We use a November forecast of mortgage rates from one of the big banks. I put the pieces together in Figure 24 before the most recent market turmoil, and they assume something of a perfect world: no increase in inflation risk beyond the target two percent, and as of November three rate increases from the Fed. The 2020 mortgage rate rises to 5.5%
What could go wrong? The history of the mortgage rates in Figure 24 speaks for itself in saying that perfect worlds rarely prevail. Suppose for example that inflation jumps to three percent, and the Fed responds with three more rate increases. Inflation passes through directly in a matter of months, as do the Fed increases, and the mortgage rate could quickly rise 7.75 percent in 2019. It would be a lot tougher to qualify home buyers if that should happen.
Our forecast for the U.S. economy assumes continued strength through the forecast horizon. On the left side of Figure 25 is a respected index of the probability of recession that tells us that the likelihood of being at or near a turning point in the current business cycle is less than 2% right now. There is nothing in the current outlook that remotely smells of near-term recession. On the right is the current forecast from the Philadelphia Fed’s Survey of Professional Forecasters. It implies moderate but healthy expansion. This Survey is adopted as our outlook for the U.S. and applied to the Houston forecast.
The Outlook for Houston
We have reached the point in the Houston business cycle where oil and the U.S. economy are the dominant actors. In 2015-17, we had help from continued momentum from the boom years, petrochemical construction, and Hurricane Harvey, but all of these one-time events are behind us now.
We assume continued moderate U.S. economic expansion. And we use three oil scenarios: high, medium, or low. High is based on a sustained $80 oil price, perhaps driven by major political disruption to oil markets; the medium forecast sees $60-$65 oil and drilling capped by OPEC quotas designed to limit both oil price and U.S. over-production; the low scenario might come about if OPEC again pulled out of markets as swing producer and triggered several years of $40 oil prices.
Figure 26 describes the outlook for Houston in terms of the increase in annual payroll employment. First, we take the temporary Harvey jobs out of the mix for 2017 because they are not built on economic fundamentals but a one-time event.

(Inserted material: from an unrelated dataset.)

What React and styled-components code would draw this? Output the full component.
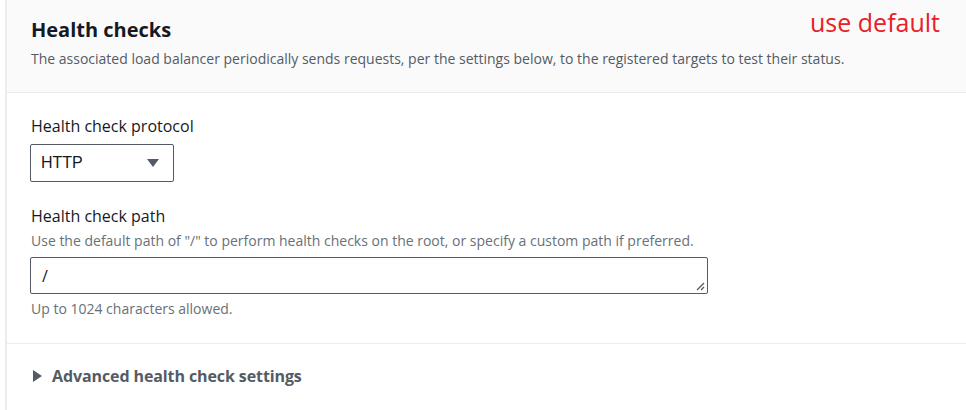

For the first time, we are explicitly using oil prices and the rig count as a key driver for the Houston economic forecasts. The medium forecast is explicitly built on $60-$65 oil and assumes that price level continues for the next several years. Combined with moderate U.S. growth, it brings us a steady 60-65,000 jobs. This is a two percent annual growth rate over the forecast horizon, or the average annual growth rate Houston has delivered since 1990.
The high forecast is for steady $80 oil and it brings around 80,000 new payroll jobs annually. The low is for $40 oil, but these low oil prices bring nothing like the setback of 2014. The recent fracking bust in Houston was based on $100 oil and the loss of 74,000 jobs. In contrast, this is a decline in oil prices from $60 to $40 per barrel, and so far, only 20,000 oil jobs have returned in this recovery. Lower oil prices now would not have the big negative impact of 2015-16.

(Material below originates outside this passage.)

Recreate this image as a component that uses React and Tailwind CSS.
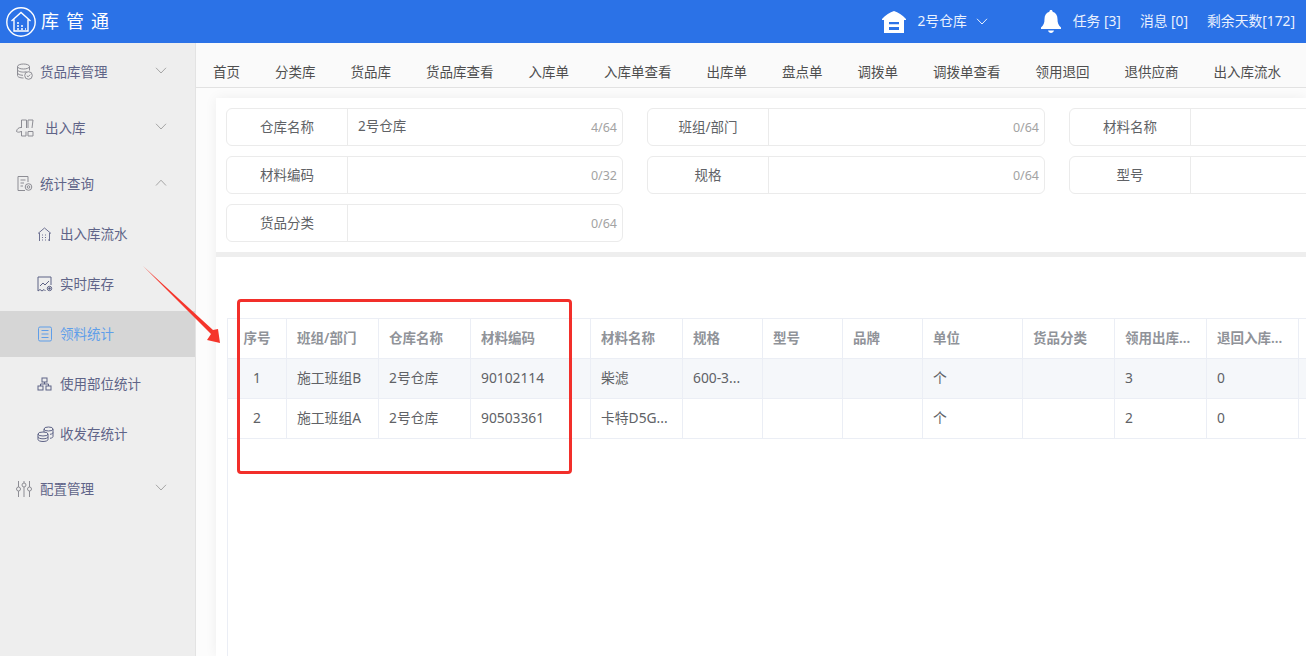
import React from "react";

const FONT = { fontFamily: '"Noto Sans","Noto Sans CJK SC",sans-serif' };

const Chevron = ({ up = false, className = "" }) => (
  <svg width="12" height="7" viewBox="0 0 12 7" fill="none" stroke="currentColor" strokeWidth="1" className={className}>
    {up ? <path d="M1 6.5 6 1.2l5 5.3" /> : <path d="M1 .8 6 6l5-5.2" />}
  </svg>
);

const S = ({ children, w = 18, h = 18, vb = "0 0 18 18", color = "#8d8d94", sw = 1 }) => (
  <svg width={w} height={h} viewBox={vb} fill="none" stroke={color} strokeWidth={sw} className="shrink-0">
    {children}
  </svg>
);

const IconDb = () => (
  <S>
    <ellipse cx="7.5" cy="3.5" rx="6" ry="2.5" />
    <path d="M1.5 3.5v9c0 1.4 2.4 2.5 6 2.5M13.5 3.5v4M1.5 6.6c0 1.4 2.7 2.5 6 2.5 1 0 2-.1 3-.4M1.5 9.8c0 1.4 2.4 2.4 5.5 2.5" />
    <circle cx="12.5" cy="12.5" r="3.8" />
    <path d="m10.8 12.6 1.3 1.2 2.1-2.2" />
  </S>
);
const IconInOut = () => (
  <svg width="20" height="18" viewBox="0 0 20 18" fill="none" stroke="#8d8d94" strokeWidth="1" className="shrink-0">
    <path d="M5.5 9V1h5v8M12 9V1h5l-1 8M5 8.5C2.5 8.5.8 10 .5 12.5c1.500 1 3 .8 4.500 0M5.500 12v5H10v-4.500M12 12.500h5V17h-5z" />
  </svg>
);
const IconReport = () => (
  <S>
    <path d="M9 15.5H2V1.500h10V7" />
    <path d="M4.500 5h5M4.500 8H8M4.500 11H7" />
    <circle cx="12.5" cy="12" r="3.3" />
    <circle cx="12.5" cy="12" r="1.3" />
  </S>
);
const IconHouse = () => (
  <S color="#6d7192" w={15} h={15} vb="0 0 15 15">
    <path d="M1 6.5 7.5 1 14 6.5M2.5 6v8M12.5 6v8" />
    <path d="M5 8h1M8 8h1M5 10.5h1M8 10.5h1M5 13h1M8 13h1M11 13h1" />
  </S>
);
const IconChart = () => (
  <S color="#5d6285" w={16} h={16} vb="0 0 16 16">
    <path d="M1 1h13v8M1 1v14l2-1.5L5 15l2-1.5L8.500 15" />
    <path d="m3 10 3-3 2 2 4-4" />
    <circle cx="12.5" cy="12.5" r="2.2" />
    <circle cx="12.5" cy="12.5" r=".8" fill="#5d6285" />
  </S>
);
const IconDoc = () => (
  <S color="#5f9ee9" w={16} h={16} vb="0 0 16 16">
    <rect x="1.5" y="1" width="13" height="14" rx="1.5" />
    <path d="M4.5 4.5h7M4.5 8h7M4.5 11.5h7" />
  </S>
);
const IconTree = () => (
  <S color="#5d6285" w={15} h={14} vb="0 0 15 14">
    <rect x="5" y="1" width="5" height="4" />
    <rect x="1" y="9" width="5" height="4" />
    <rect x="9" y="9" width="5" height="4" />
    <path d="M7.5 5v2M3.500 9V7h8v2" />
  </S>
);
const IconCoins = () => (
  <S color="#5d6285" w={17} h={16} vb="0 0 17 16">
    <ellipse cx="11.5" cy="3" rx="4.5" ry="2" />
    <path d="M7 3v3M16 3v7.500c0 1-1 1.500-3 1.800M16 6.500c0 1-1 1.500-3 1.800" />
    <ellipse cx="6" cy="8" rx="5" ry="2" />
    <path d="M1 8v5.500c0 1.100 2.200 2 5 2s5-.9 5-2V8M1 10.800c0 1.100 2.200 2 5 2s5-.9 5-2" />
  </S>
);
const IconSliders = () => (
  <S w={16} h={18} vb="0 0 16 18">
    <path d="M2.500 1v6M2.500 11v6M8 1v2M8 7v10M13.500 1v6M13.500 11v6" />
    <circle cx="2.5" cy="9" r="2" />
    <circle cx="8" cy="5" r="2" />
    <circle cx="13.5" cy="9" r="2" />
  </S>
);

const TopItem = ({ icon, label, up, ml = "ml-[6px]" }) => (
  <div className="flex h-14 items-center pl-4 pr-[28px] text-[#5f6488]">
    {icon}
    <span className={`${ml} text-[13.5px]`}>{label}</span>
    <Chevron up={up} className="ml-auto -mt-1 text-[#a5a5a5]" />
  </div>
);

const SubItem = ({ icon, label, active }) => (
  <div className={`mb-1 flex h-[46px] items-center pl-[37px] text-[13.5px] ${active ? "bg-[#d6d6d6] text-[#5f9ee9]" : "text-[#5f6488]"}`}>
    <span className="flex w-[23px] items-center">{icon}</span>
    <span>{label}</span>
  </div>
);

const tabs = ["首页", "分类库", "货品库", "货品库查看", "入库单", "入库单查看", "出库单", "盘点单", "调拨单", "调拨单查看", "领用退回", "退供应商", "出入库流水"];

const Field = ({ label, value, count, w = "w-[397px]" }) => (
  <div className={`flex h-[38px] ${w} shrink-0 rounded-md border border-[#ebebeb] bg-white text-[13.5px] text-[#606266]`}>
    <div className="flex w-[121px] shrink-0 items-center justify-center border-r border-[#ebebeb]">{label}</div>
    <div className="flex flex-1 items-center justify-between pl-[10px] pr-[5px]">
      <span className="-mt-[2px]">{value}</span>
      {count && <span className="mt-[2px] text-[12.5px] text-[#a3a3a3]">{count}</span>}
    </div>
  </div>
);

const cols = [
  { w: "w-[59px]", t: "序号", center: true },
  { w: "w-[92px]", t: "班组/部门" },
  { w: "w-[92px]", t: "仓库名称" },
  { w: "w-[120px]", t: "材料编码" },
  { w: "w-[92px]", t: "材料名称" },
  { w: "w-[80px]", t: "规格" },
  { w: "w-[80px]", t: "型号" },
  { w: "w-[80px]", t: "品牌" },
  { w: "w-[100px]", t: "单位" },
  { w: "w-[92px]", t: "货品分类" },
  { w: "w-[92px]", t: "领用出库..." },
  { w: "w-[92px]", t: "退回入库..." },
  { w: "w-[92px]", t: "" },
];

const rows = [
  ["1", "施工班组B", "2号仓库", "90102114", "柴滤", "600-3...", "", "", "个", "", "3", "0", ""],
  ["2", "施工班组A", "2号仓库", "90503361", "卡特D5G...", "", "", "", "个", "", "2", "0", ""],
];

export default function App() {
  return (
    <div className="relative flex h-screen w-full flex-col overflow-hidden bg-white" style={FONT}>
      <header className="flex h-[43px] shrink-0 items-center bg-[#2b72e7] pl-[6px] pr-[11px] text-[13.8px] text-[#eaf1fe]">
        <svg width="30" height="30" viewBox="0 0 30 30" fill="none" stroke="white" className="shrink-0">
          <circle cx="15" cy="15" r="14.2" strokeWidth="1.4" />
          <path d="M5.5 14 15 5.500 24.500 14M8 12.500V24h14V12.500" strokeWidth="1.4" />
          <path d="M11 16h2M11 19h2M11 22h2M15 19h2M15 22h2M19 22h1" strokeWidth="1.5" />
        </svg>
        <span className="ml-[5px] text-[18px] tracking-[7px] text-white">库管通</span>
        <div className="ml-auto flex items-center">
          <svg width="24" height="22" viewBox="0 0 24 22" fill="white" className="shrink-0">
            <path d="M12 0c4 1.500 8.500 4 12 8v1h-2v13H2V9H0V8C3.500 4 8 1.500 12 0z" />
            <path d="M7 11h10v2.200H7zM7 16h10v3H7z" fill="#2b72e7" />
          </svg>
          <span className="ml-[11px]">2号仓库</span>
          <Chevron className="ml-[9px] text-[#eaf1fe]" />
          <svg width="20" height="24" viewBox="0 0 20 24" fill="white" className="ml-[53px] shrink-0">
            <path d="M10 0c1 0 1.600.7 1.600 1.700C15 2.600 16.500 5.500 16.500 9c0 4 .8 6 3.500 8.500V19H0v-1.500C2.700 15 3.500 13 3.500 9c0-3.500 1.500-6.400 4.900-7.300C8.400.7 9 0 10 0z" />
            <path d="M7 20.500h6c-.4 1.500-1.600 2.500-3 2.500s-2.600-1-3-2.500z" />
          </svg>
          <span className="ml-[12px]">任务 [3]</span>
          <span className="ml-[19px]">消息 [0]</span>
          <span className="ml-[19px]">剩余天数[172]</span>
        </div>
      </header>

      <div className="flex min-h-0 flex-1">
        <aside className="w-[196px] shrink-0 border-r border-[#e3e3e3] bg-[#eeeeee] pt-px">
          <TopItem icon={<IconDb />} label="货品库管理" />
          <TopItem icon={<IconInOut />} label="出入库" ml="ml-[9px]" />
          <TopItem icon={<IconReport />} label="统计查询" up />
          <div className="-mt-px">
            <SubItem icon={<IconHouse />} label="出入库流水" />
            <SubItem icon={<IconChart />} label="实时库存" />
            <SubItem icon={<IconDoc />} label="领料统计" active />
            <SubItem icon={<IconTree />} label="使用部位统计" />
            <SubItem icon={<IconCoins />} label="收发存统计" />
          </div>
          <div className="mt-[2px]">
            <TopItem icon={<IconSliders />} label="配置管理" ml="ml-[8px]" />
          </div>
        </aside>

        <main className="flex min-w-0 flex-1 flex-col overflow-hidden bg-[#fcfcfc]">
          <nav className="flex h-[45px] shrink-0 items-center gap-[35px] border-b border-[#e2e2e2] bg-[#fafafa] pl-[17px] pt-[15px] text-[13.5px] text-[#4f4f4f] whitespace-nowrap">
            {tabs.map((t) => (
              <span key={t}>{t}</span>
            ))}
          </nav>
          <div className="ml-5 mt-[10px] flex flex-1 flex-col gap-[5px] bg-[#eeeeee] shadow-[0_0_12px_rgba(0,0,0,0.06)]">
            <section className="flex shrink-0 flex-col gap-[10px] bg-white p-[10px]">
              <div className="flex gap-6">
                <Field label="仓库名称" value="2号仓库" count="4/64" />
                <Field label="班组/部门" count="0/64" w="w-[398px]" />
                <Field label="材料名称" />
              </div>
              <div className="flex gap-6">
                <Field label="材料编码" count="0/32" />
                <Field label="规格" count="0/64" w="w-[398px]" />
                <Field label="型号" />
              </div>
              <div className="flex gap-6">
                <Field label="货品分类" count="0/64" />
              </div>
            </section>
            <section className="flex-1 bg-white pl-[11px] pt-[61px]">
              <div className="h-full border-l border-[#ebeef5]">
                <table className="w-[1143px] table-fixed border-separate border-spacing-0 text-[13.8px] text-[#606266]">
                  <thead>
                    <tr>
                      {cols.map((c, i) => (
                        <th key={i} className={`${c.w} h-[41px] border-y border-r border-[#ebeef5] font-semibold text-[13.5px] text-[#909399] ${c.center ? "text-center" : "px-[10px] text-left"}`}>
                          {c.t}
                        </th>
                      ))}
                    </tr>
                  </thead>
                  <tbody>
                    {rows.map((r, ri) => (
                      <tr key={ri} className={ri === 0 ? "bg-[#f5f7fa]" : "bg-white"}>
                        {r.map((v, i) => (
                          <td key={i} className={`h-10 border-b border-r border-[#ebeef5] px-[10px] whitespace-nowrap ${i === 0 ? "text-center" : "text-left"}`}>
                            {v}
                          </td>
                        ))}
                      </tr>
                    ))}
                  </tbody>
                </table>
              </div>
            </section>
          </div>
        </main>
      </div>

      <div className="absolute left-[237px] top-[299px] h-[175px] w-[335px] rounded-[4px] border-[3px] border-[#f22f2a]" />
      <svg width="90" height="90" viewBox="0 0 90 90" className="absolute left-[140px] top-[262px]">
        <polygon points="3,4 73,68 78,67 80,81 67,78 71,72" fill="#f5352b" />
      </svg>
    </div>
  );
}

In the wake of the latest OPEC agreement in December, there is speculation that the cartel is seeking another approach to slowing American fracking. This so-called “third way” would involve pressuring oil prices such that they hover near $55-$60 per barrel for a prolonged period of time. With the cost of drilling and producing oil near $60, U.S. drilling would be forced to slow from current high rates. Figure 27 describes the result based on our forecast assumptions. In 2019 and 2020, in particular, job growth based on $50 oil slows by about 10,000 annually if compared to the medium forecast, although the difference shrinks substantially in 2021 and beyond.
Robert W. Gilmer, Ph.D.
Institute for Regional Forecasting
December 11, 2018
1 I have used a fairly narrow definition of oil-related employment in Houston, because it gives us a clean comparison to the 1980’s and before the change in industry classification from SIC to NAICS. We use a broader definition in the forecast.
2 R.W. Gilmer, Institute for Regional Forecasting, Bauer College of Business, Harvey in Perspective: The Houston Economy and Hurricanes Past and Present, February 6, 2018 https://www.bauer.uh.edu/centers/irf/houston-updates-feb18.php
3 The data revisions by the Federal Reserve come as soon as the Quarterly Census of Employment and Wages is available from the Bureau of Labor Statistics. The data for the second quarter of 2018 were just made available in November. No adjustments beyond the initial sample will be made by the Texas Workforce Commission until early March of next year. For Dallas Fed adjustments see https://www.dallasfed.org/research/econdata/tx-emp.aspx#tab2
4 R.W. Gilmer, “Proximity Counts: How Houston Dominates the Oil Industry,” Forbes UH Energy Fellows Blog Post, https://www.forbes.com/sites/uhenergy/2018/08/22/proximity-counts-how-houston-dominates-the-oil-industry/#2a9baa9b6107
5 The model works well in terms of statistical fit and quality of tests. However, a key piece working as well as it does is that the price of oil was taken and known and given in the 2012-2018 analysis. Predicting oil prices would be the hard part of any forecast that involves a real look into the future.
6 See the recent survey of long-term prospects for oil demand by Michael C. Lynch, “The Oil Industry Revolution Will Not Be Televised,” Oil and Gas Journal, November 11, 2018 https://www.ogj.com/articles/print/volume-116/issue-11/general-interest/the-oil-industry-revolution-will-not-be-televised.html
7 An inversion of the yield curve is much cited in the current press as a signal that the Fed may have already gone too far in tightening, as some short-term rates already have risen above longer-term rates. The yield curve inversion has been a highly reliable indicator of recession in the past, but only when the yield on the ten-year treasury falls below the two-year. Other parts of the yield curve have inverted recently, but not this particular key measure.
8 Past forecasts directly linked an assumed rig count to local oil-related jobs, and oil jobs to overall growth. This forecast moves back one step, relating assumed oil and natural gas prices to the rig count, and then forward with linkage to local oil jobs and the overall economy.